Evolutionary Game Analysis of Complex Networks in Enterprise Green Technology Innovation From a Prospect Theory Perspective

Abstract

Green technological innovation in enterprises is a key driving force for achieving sustainable development and industrial transformation. However, how enterprises formulate effective innovation strategies by integrating subjective factors with objective market conditions within complex industrial networks remains an area requiring further exploration. This study aims to construct a complex network evolution model based on prospect theory and examines how subjective factors, such as reference points, risk preferences, and loss aversion, influence the adoption of green technology innovation in different network environments.
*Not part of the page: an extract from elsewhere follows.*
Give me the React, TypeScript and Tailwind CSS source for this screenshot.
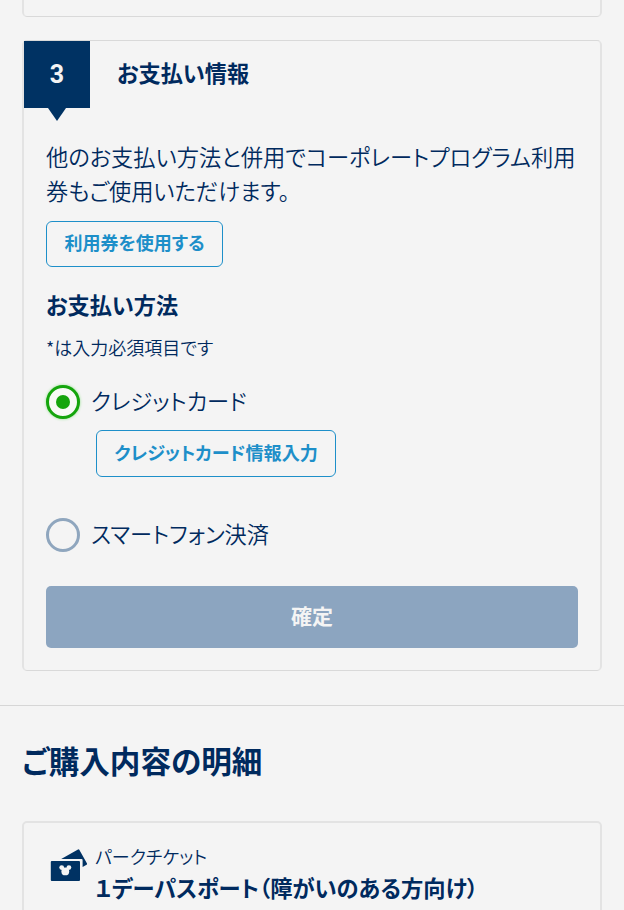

It further explores how network characteristics, including topology, size, and node degree, affect the diffusion of innovation. Numerical analysis results indicate that in scale-free networks, lowering reference points for enterprise gains, reducing loss aversion, increasing risk preference, expanding network size, and raising average node degree generally promote higher adoption of green technology innovation. In small-world networks, the dependence on reference points is relatively lower, risk preference and average node degree demonstrate more complex impacts. Additionally, a moderate rewiring probability can enhance green technology innovation adoption in small-world networks. These findings provide new insights and practical implications for understanding the driving mechanisms of green technological innovation in enterprises. They further emphasize the importance of government interventions tailored to the specific characteristics of industrial networks to effectively facilitate the diffusion of green technological innovation.